## Dataset extract
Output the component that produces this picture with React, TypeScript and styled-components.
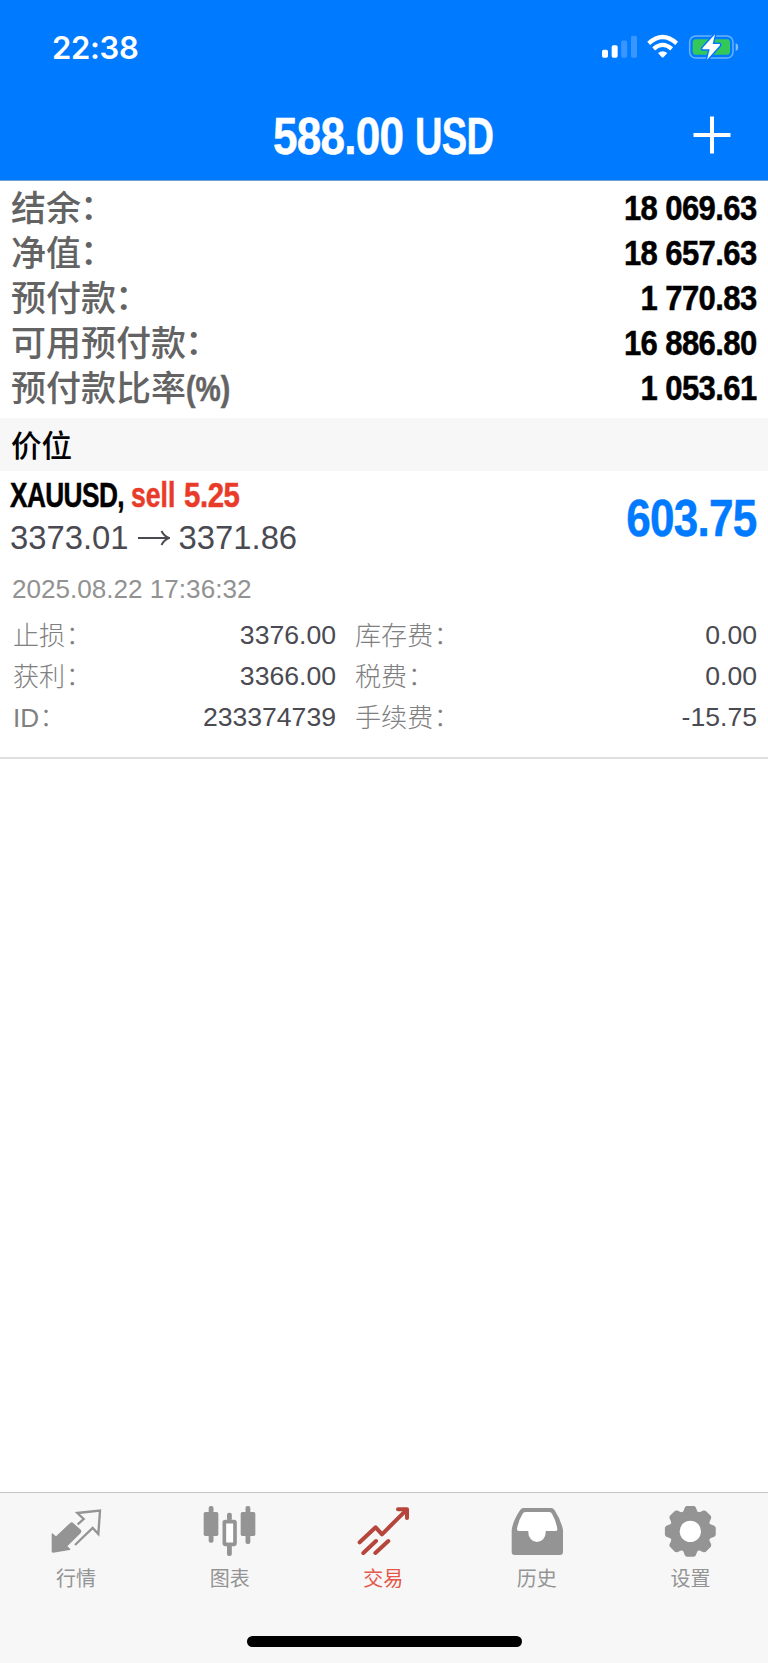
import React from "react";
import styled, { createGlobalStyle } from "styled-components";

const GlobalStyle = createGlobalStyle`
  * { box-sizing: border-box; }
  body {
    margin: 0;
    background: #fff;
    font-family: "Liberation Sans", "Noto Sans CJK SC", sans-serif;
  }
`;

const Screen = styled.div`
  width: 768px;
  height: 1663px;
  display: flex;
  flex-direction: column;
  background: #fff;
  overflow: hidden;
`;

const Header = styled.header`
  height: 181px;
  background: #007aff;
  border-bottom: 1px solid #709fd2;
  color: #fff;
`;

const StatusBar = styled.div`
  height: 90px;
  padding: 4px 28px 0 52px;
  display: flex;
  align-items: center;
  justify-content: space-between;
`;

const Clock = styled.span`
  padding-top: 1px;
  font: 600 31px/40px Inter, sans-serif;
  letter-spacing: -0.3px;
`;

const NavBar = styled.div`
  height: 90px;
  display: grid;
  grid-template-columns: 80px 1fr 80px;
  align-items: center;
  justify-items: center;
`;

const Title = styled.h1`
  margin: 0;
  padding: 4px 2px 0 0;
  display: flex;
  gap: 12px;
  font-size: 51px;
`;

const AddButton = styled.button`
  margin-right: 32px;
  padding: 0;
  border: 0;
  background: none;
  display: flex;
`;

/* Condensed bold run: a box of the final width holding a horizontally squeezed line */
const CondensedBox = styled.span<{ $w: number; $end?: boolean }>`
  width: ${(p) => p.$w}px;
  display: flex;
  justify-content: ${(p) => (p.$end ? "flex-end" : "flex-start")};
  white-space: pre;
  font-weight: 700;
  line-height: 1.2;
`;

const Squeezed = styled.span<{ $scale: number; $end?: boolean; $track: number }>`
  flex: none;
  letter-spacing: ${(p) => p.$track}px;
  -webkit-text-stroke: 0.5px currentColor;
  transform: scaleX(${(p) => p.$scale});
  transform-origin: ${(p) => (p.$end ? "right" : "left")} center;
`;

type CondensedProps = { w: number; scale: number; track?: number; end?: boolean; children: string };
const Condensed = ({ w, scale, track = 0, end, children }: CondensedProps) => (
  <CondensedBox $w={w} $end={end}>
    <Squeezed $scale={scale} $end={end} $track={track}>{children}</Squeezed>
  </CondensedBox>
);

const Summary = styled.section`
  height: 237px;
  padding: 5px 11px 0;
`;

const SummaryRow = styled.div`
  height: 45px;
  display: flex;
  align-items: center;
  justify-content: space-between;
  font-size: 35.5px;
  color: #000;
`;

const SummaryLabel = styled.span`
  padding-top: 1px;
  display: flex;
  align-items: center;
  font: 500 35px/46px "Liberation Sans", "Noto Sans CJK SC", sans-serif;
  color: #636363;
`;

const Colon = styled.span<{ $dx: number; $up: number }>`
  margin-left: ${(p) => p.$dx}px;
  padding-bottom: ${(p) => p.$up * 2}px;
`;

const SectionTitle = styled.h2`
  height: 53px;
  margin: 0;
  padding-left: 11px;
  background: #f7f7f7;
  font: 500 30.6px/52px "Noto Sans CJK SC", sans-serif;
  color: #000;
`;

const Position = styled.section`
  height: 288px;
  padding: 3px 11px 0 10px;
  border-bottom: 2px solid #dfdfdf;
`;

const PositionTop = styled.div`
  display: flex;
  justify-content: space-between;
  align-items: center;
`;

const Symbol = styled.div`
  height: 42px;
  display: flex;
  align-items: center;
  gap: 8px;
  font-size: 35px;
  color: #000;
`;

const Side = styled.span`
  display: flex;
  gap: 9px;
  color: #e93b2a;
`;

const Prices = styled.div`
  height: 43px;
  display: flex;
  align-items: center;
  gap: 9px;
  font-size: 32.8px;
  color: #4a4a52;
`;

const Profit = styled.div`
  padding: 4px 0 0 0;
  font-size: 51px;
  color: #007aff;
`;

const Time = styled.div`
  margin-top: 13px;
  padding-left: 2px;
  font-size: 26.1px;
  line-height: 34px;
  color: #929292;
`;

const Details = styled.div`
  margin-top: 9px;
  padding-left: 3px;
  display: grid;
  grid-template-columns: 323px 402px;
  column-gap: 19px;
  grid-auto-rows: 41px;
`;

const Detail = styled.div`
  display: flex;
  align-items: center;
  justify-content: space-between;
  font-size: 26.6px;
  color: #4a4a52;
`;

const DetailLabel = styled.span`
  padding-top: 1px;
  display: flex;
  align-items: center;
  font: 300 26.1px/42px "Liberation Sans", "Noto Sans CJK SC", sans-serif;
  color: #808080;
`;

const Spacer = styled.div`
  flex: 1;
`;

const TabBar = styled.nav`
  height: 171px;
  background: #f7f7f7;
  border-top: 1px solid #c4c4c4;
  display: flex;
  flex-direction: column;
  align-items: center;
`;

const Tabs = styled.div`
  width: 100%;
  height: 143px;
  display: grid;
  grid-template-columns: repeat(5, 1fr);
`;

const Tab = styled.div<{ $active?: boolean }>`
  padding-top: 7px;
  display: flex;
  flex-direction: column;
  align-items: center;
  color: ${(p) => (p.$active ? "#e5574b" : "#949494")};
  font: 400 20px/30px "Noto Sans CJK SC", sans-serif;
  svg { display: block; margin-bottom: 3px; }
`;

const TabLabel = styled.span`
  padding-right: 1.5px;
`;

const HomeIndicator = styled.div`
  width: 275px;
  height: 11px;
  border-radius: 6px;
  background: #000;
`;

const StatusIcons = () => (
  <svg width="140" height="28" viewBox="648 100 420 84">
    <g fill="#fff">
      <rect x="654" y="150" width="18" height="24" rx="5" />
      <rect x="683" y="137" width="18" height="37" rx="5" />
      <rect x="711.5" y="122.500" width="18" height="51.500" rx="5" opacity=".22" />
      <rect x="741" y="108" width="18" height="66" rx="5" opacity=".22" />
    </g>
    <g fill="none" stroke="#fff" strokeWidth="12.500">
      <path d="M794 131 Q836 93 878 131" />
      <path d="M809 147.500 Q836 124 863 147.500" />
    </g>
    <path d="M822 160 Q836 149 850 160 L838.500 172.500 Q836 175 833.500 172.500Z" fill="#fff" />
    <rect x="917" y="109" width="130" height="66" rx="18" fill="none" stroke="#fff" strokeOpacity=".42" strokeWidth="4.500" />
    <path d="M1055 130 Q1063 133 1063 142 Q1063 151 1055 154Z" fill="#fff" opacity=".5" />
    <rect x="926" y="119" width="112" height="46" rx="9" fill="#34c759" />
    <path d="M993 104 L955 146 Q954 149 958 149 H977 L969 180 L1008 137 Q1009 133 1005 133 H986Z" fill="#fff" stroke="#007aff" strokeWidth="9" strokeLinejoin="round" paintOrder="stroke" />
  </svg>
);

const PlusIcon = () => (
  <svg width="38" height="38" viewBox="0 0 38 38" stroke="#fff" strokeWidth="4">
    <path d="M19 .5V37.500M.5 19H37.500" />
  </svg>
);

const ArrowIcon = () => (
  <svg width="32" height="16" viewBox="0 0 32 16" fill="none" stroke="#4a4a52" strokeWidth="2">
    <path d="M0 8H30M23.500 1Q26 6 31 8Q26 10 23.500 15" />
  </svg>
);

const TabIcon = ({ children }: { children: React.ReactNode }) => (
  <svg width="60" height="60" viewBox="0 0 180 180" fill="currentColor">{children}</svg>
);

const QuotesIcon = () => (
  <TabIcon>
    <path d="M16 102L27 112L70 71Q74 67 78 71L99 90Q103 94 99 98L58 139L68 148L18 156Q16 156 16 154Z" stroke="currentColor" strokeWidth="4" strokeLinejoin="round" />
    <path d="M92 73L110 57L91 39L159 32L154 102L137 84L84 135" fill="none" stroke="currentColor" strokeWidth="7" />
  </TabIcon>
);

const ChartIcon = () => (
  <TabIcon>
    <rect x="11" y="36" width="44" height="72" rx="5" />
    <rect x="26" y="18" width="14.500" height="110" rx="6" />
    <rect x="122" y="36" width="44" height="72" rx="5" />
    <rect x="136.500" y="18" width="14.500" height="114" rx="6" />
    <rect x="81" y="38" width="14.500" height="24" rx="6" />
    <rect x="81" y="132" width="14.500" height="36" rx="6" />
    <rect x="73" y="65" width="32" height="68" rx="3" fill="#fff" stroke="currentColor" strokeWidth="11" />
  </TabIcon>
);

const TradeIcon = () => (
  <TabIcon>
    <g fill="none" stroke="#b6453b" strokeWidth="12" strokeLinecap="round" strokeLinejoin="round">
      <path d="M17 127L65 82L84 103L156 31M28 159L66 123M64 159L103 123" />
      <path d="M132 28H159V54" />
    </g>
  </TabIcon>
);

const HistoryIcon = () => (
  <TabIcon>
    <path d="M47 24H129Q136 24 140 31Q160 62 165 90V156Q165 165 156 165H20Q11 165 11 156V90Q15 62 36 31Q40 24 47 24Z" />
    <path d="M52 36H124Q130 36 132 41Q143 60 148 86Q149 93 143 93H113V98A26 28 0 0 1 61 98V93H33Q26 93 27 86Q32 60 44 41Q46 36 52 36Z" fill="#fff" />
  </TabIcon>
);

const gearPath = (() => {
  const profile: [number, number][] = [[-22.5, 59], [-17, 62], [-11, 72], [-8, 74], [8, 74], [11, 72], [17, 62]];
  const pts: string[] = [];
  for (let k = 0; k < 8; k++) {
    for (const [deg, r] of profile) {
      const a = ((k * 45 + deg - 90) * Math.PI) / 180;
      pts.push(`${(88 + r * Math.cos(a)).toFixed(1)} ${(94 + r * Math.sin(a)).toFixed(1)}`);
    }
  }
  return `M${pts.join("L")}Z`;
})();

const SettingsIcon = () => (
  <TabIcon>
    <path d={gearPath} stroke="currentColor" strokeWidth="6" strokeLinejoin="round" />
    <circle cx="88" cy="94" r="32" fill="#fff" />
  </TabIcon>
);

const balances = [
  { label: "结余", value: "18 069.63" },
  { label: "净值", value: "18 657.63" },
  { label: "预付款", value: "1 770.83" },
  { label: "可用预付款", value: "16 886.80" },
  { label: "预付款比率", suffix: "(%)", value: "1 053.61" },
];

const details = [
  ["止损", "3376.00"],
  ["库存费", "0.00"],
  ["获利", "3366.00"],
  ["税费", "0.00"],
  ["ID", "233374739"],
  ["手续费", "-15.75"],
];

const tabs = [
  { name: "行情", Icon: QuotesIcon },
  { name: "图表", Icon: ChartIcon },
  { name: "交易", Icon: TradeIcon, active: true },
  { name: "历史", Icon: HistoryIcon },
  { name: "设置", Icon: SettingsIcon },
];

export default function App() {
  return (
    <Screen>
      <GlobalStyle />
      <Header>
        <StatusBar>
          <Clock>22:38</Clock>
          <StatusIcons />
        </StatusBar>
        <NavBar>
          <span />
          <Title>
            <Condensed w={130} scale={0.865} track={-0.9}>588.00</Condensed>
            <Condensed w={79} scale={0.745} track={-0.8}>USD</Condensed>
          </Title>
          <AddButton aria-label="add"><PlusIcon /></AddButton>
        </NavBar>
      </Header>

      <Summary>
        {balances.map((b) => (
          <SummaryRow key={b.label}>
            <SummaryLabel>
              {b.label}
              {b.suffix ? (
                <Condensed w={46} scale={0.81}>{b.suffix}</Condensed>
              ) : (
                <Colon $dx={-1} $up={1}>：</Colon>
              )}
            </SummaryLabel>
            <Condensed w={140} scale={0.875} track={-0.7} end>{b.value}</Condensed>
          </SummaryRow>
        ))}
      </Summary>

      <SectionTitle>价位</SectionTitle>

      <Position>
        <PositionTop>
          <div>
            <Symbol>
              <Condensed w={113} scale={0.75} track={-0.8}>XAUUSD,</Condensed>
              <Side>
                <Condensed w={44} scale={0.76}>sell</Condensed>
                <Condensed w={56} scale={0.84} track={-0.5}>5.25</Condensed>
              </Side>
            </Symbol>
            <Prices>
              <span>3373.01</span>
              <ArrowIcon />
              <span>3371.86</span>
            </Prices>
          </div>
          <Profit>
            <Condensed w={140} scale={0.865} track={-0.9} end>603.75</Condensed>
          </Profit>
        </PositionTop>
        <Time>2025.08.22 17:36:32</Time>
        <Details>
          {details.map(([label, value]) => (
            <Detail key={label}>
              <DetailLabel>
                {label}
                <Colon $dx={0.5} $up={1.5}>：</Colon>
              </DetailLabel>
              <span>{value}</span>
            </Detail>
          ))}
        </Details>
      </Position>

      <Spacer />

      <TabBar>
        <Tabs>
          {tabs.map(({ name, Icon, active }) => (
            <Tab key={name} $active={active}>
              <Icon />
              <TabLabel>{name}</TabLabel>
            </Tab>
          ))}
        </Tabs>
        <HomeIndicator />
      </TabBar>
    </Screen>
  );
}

## Goal
Where a line contains "React", copy that line.

## Full response
Output the component that produces this picture with React, TypeScript and styled-components.
import React from "react";
const TabIcon = ({ children }: { children: React.ReactNode }) => (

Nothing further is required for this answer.